Veronica: But the Heroin Problem

The ‘war on drugs' prompted by the murder of Veronica Guerin has had little effect on the availability of heroin. Despite enormous drug seizures and the biggest crackdown on organised crime in the history of the state, a Magill investigation has found that heroin continues to be widely available in most areas of Dublin. This is also despite the considerable successes of the the Criminal Assets Bureau (CAB) and the Veronica Guerin investigation.

 

The availability of heroin is reflected in the fact that the price of a standard bag of heroin has remained constant at around £10 over recent years.
“I haven't seen any reduction in the availability of heroin. There's still a steady supply of it,” according to Tony Geoghegan, director of the Merchants Quay Drugs Project. Users have confirmed this impression: “There's plenty of gear around,” says one user. “All you have to do is go to Fatima Mansions or Michael's Estate and you'll score no bother. There's fella's lining up to give you stuff.”

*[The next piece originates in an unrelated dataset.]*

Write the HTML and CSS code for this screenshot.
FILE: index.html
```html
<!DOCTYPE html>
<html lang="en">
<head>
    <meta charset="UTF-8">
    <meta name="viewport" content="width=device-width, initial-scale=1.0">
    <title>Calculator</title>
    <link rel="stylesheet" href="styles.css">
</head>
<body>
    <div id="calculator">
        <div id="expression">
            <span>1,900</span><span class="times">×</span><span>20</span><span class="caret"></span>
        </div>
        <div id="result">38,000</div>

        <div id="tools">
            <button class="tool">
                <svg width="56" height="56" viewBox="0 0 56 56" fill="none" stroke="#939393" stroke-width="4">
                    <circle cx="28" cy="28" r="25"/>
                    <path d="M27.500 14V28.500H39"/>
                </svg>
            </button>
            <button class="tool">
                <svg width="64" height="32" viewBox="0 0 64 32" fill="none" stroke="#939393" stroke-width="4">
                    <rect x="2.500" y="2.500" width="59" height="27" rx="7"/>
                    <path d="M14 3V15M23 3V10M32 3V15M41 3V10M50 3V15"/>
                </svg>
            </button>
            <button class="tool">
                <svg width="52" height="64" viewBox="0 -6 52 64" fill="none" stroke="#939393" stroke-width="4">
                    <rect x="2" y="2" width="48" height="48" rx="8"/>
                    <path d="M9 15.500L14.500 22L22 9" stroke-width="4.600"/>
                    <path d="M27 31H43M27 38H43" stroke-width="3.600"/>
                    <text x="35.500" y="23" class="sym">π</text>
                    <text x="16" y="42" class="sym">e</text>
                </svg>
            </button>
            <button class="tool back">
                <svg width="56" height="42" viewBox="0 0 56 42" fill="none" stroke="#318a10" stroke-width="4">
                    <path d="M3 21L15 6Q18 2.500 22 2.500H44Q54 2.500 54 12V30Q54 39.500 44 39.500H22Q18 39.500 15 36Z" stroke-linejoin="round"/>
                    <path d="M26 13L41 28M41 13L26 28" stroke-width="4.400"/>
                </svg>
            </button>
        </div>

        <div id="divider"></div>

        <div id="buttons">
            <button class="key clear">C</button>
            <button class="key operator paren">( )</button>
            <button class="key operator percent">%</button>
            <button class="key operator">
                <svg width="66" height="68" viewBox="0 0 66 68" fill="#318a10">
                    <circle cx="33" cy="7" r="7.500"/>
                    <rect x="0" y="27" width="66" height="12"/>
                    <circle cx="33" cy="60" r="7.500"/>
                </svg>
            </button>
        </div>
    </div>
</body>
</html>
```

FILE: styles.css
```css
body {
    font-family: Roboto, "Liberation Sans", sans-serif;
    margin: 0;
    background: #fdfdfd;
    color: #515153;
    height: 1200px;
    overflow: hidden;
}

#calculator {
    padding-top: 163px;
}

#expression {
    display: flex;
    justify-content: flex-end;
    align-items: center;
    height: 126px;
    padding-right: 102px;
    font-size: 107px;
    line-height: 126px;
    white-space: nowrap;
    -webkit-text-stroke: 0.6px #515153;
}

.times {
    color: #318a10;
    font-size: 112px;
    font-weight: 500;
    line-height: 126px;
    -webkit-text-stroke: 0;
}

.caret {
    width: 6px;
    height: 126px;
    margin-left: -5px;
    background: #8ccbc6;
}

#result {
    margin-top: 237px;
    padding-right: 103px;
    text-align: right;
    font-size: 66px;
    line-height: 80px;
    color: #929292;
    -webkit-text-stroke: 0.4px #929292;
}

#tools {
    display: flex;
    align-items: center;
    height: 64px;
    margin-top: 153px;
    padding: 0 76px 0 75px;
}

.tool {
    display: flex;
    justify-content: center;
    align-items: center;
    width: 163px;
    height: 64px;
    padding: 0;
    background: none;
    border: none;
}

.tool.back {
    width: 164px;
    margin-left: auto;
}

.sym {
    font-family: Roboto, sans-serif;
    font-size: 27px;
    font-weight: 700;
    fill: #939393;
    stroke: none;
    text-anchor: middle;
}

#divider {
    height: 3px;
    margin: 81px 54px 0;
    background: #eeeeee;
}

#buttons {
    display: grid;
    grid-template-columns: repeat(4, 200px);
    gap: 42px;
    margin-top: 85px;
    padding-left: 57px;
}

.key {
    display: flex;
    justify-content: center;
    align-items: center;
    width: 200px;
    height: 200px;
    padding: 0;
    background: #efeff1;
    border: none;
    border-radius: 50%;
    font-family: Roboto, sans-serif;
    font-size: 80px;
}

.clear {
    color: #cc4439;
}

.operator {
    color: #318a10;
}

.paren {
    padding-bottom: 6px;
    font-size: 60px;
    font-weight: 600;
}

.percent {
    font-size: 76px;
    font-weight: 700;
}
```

Fatima Mansions and St Michael's Estate, both in Dublin's south inner city, are among the biggest sources of heroin. “The situation here is desperate. You come here any time of the day, morning and night, and it's crazy. There's people selling all over the place,” according to one Fatima local.
Tony MacCairtaigh of the Rialto Community Drug Team says that a year and a half ago, dealing was pushed out of Dolphins House and the Dolphins Barn crossroads and that much of it moved to Fatima Mansions. MacCairtaigh thinks that in Rialto, “overall, the situation is dire”.

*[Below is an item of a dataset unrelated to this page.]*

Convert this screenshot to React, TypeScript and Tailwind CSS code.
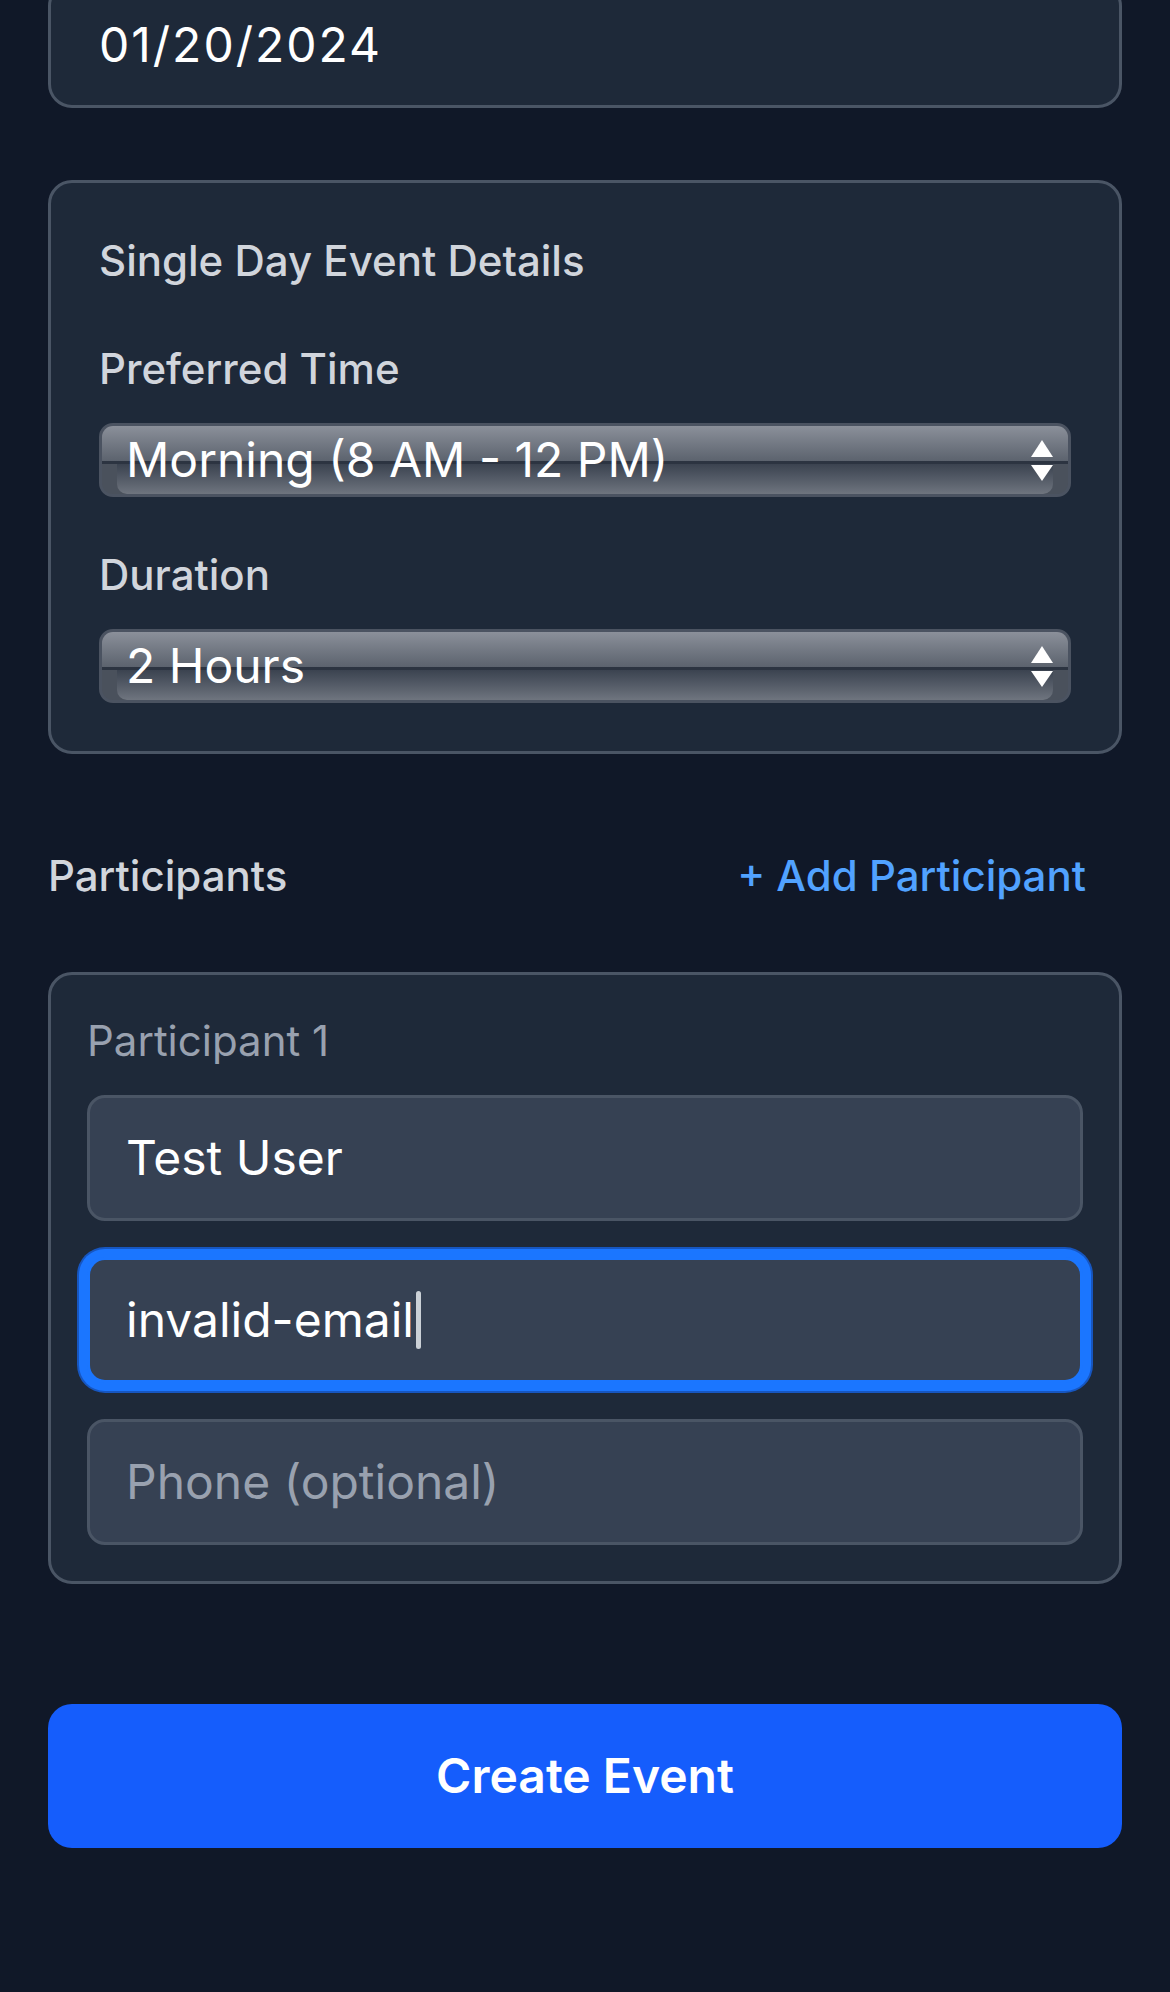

Community worker Pat White thinks dealing has not changed in quantity, but in nature: “Because Gardai have been active in Dolphins Barn, harassing pushers, the dealing is a lot more transient, a lot more mobile.”

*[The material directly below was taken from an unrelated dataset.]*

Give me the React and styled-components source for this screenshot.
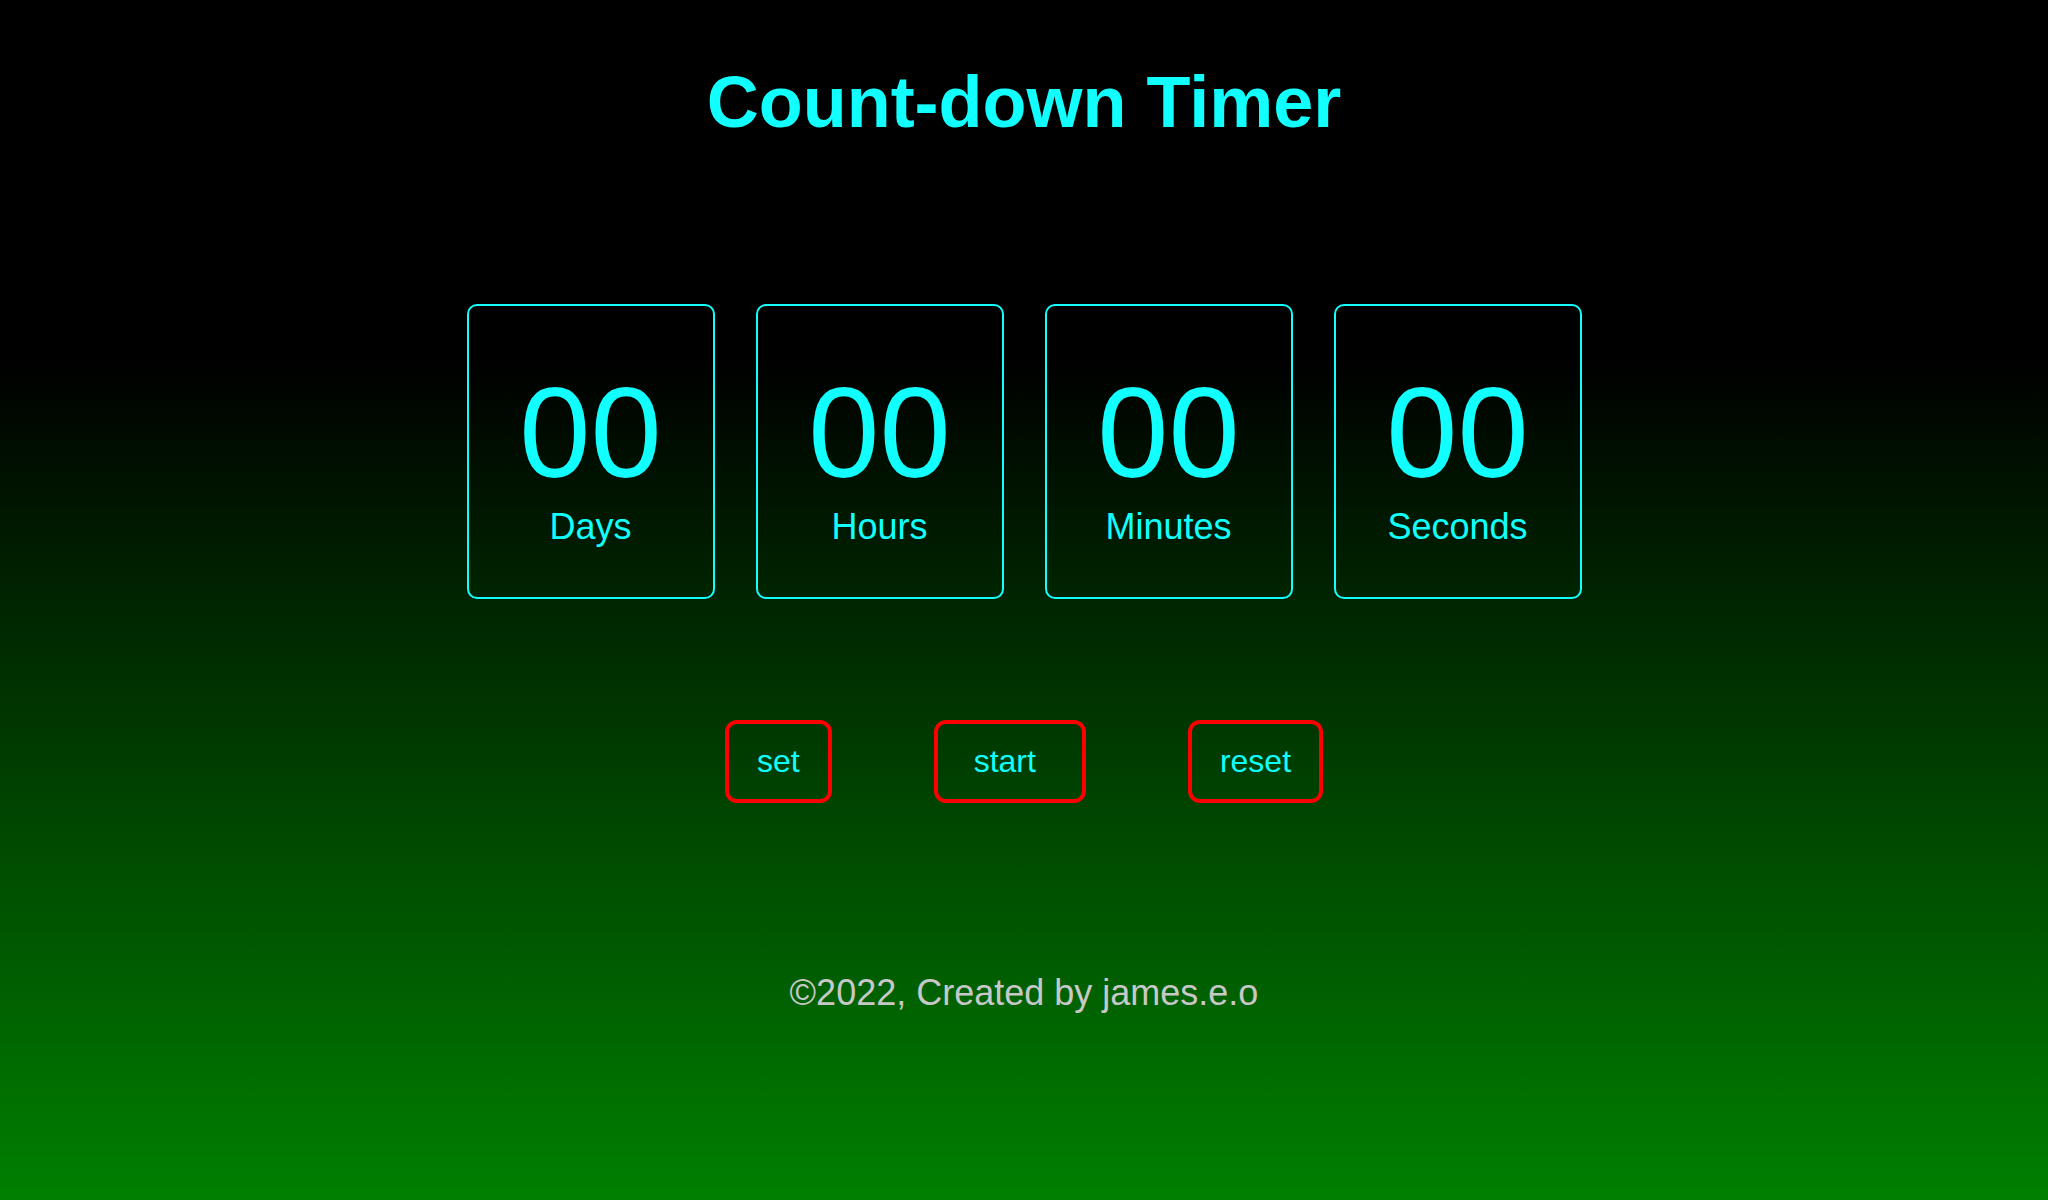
import React, { useState } from "react";
import styled, { createGlobalStyle } from "styled-components";

const cyan = "#11ffff";

const GlobalStyle = createGlobalStyle`
  html, body {
    margin: 0;
    padding: 0;
  }
  body {
    font-family: "Liberation Sans", Arial, sans-serif;
    background: #000;
  }
`;

const units = ["Days", "Hours", "Minutes", "Seconds"];

const pad = (n) => String(n).padStart(2, "0");

const App = () => {
  const [time] = useState({ Days: 0, Hours: 0, Minutes: 0, Seconds: 0 });

  return (
    <Page>
      <GlobalStyle />
      <Title>Count-down Timer</Title>

      <TimerRow>
        {units.map((unit) => (
          <TimeBox key={unit}>
            <Number>{pad(time[unit])}</Number>
            <Label>{unit}</Label>
          </TimeBox>
        ))}
      </TimerRow>

      <ButtonRow>
        <Button>set</Button>
        <Button $left={36} $right={46}>
          start
        </Button>
        <Button>reset</Button>
      </ButtonRow>

      <Footer>©2022, Created by james.e.o</Footer>
    </Page>
  );
};

const Page = styled.div`
  min-height: 100vh;
  box-sizing: border-box;
  padding-top: 61px;
  display: flex;
  flex-direction: column;
  align-items: center;
  background: linear-gradient(to bottom, #000 30%, #008000 100%);
  font-family: "Liberation Sans", Arial, sans-serif;
`;

const Title = styled.h1`
  margin: 0;
  font-size: 72px;
  font-weight: bold;
  line-height: normal;
  color: ${cyan};
  text-align: center;
`;

const TimerRow = styled.div`
  display: flex;
  gap: 41px;
  margin-top: 161px;
`;

const TimeBox = styled.div`
  width: 248px;
  height: 295px;
  box-sizing: border-box;
  padding-top: 3px;
  border: 2px solid ${cyan};
  border-radius: 10px;
  display: flex;
  flex-direction: column;
  align-items: center;
  justify-content: center;
  color: ${cyan};
`;

const Number = styled.span`
  font-size: 128px;
  line-height: normal;
`;

const Label = styled.span`
  font-size: 36px;
  line-height: normal;
`;

const ButtonRow = styled.div`
  display: flex;
  gap: 102px;
  margin-top: 121px;
`;

const Button = styled.button`
  font-family: "Liberation Sans", Arial, sans-serif;
  font-size: 32px;
  line-height: normal;
  color: ${cyan};
  background: transparent;
  border: 4px solid #ff0000;
  border-radius: 12px;
  padding: 19px ${(p) => p.$right || 28}px 19px ${(p) => p.$left || 28}px;
  cursor: pointer;
`;

const Footer = styled.p`
  margin: 169px 0 0;
  font-size: 36px;
  line-height: normal;
  color: #c8c8c8;
  text-align: center;
`;

export default App;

Despite successes in a number of flat complexes in pushing dealers out, heroin is thought to be as available as ever in the south inner city. Dealing is now taking place in parks, along Meath Street and Chamber Street as well as Fatima Mansions.
 “The age of heroin users is getting younger,” says Maria McCully of the Clondalkin Addiction Support Programme. In Ballyfermot, some sources say heroin is back in full strength with open dealing again taking place in many areas. Clondalkin and Ballyfermot also suffer from having an under-resourced local drug unit.
Tallaght is one of the few areas that has experienced a significant reduction in the availability of heroin and associated crime. Maurice Farnan, co-ordinator of the local task force attributes Tallaght's success to the strength of local anti-drugs groups, garda activity and the community's positive response to treatment.
Heroin also remains a problem in Drimnagh, parts of Kimmage and there are signs that it is creeping into Walkinstown.
Loughlinstown and parts of Ballybrack and Sallynoggin are thought to have improved, but prominent pushers are still active there. The situation in Fitzgerald Park, Monkstown is described by one source as “dreadful”.
A recent report on Finglas found that “the number of heroin smokers is increasing”. In neighbouring Cabra, the situation is said to have improved following marches on dealers' homes.
In Ballymun, the situation in some of the tower blocks has improved considerably, but the same is not the case in other blocks. Dealing is also taking place outside the blocks and around the shopping centre, despite the work of local Gardai.
The heroin situation in Darndale, Coolock is said to be worsening according to Angela McGloughlin of the Darndale Belcamp Youth Service. In the north inner city, where once notorious flat complexes and crossroads were cleared following community action, open dealing is again taking place. “There's loads of heroin out there. The price is still the same - £10,” says Joe Dowling of the Inner City Organisations Network. Dealing has shifted to the Parnell monument end of O'Connell St, side streets, Sean McDermott St, Mountjoy Square, Dorset St and continues to some extent in the flat complexes.
“Seizures are not put into any context. They seize £2m of heroin but when you count the number of heroin addicts in Dublin not on treatment and multiply that by what they're spending every day, what they're seizing is probably one or two per cent,” says André Lyder of St Catherines Combined Community Group.
“There's never really any shortage, and when there is, it's a day or two, or a week at most,” says one long time user. The last major heroin shortage was during last summer, partly due to a £60m seizure in England, much of it bound for Dublin.
A major reason why drug seizures have failed to affect the availability of heroin is that very few of such seizures involve heroin. While over £14m of drugs have been seized already this year, there have been no major seizures of heroin.
The massive cannabis seizures, however, have created some shortages recently and activists worry that some cannabis users in disadvantaged areas may try heroin in its absence.
 Observers are also noticing that the dealing network is getting bigger and more complex with new gangs at the top and middle level, more people dealing at a smaller level and more addicts dealing on the street.
Because of this, many warn against over-exaggerating the significance of catching a major dealer. “We have had major successes, dismantling and disrupting gangs that once considered themselves untouchable. But when we get rid of one dealer, he's replaced by someone else or several people and we have to start all over again,” said one Garda source.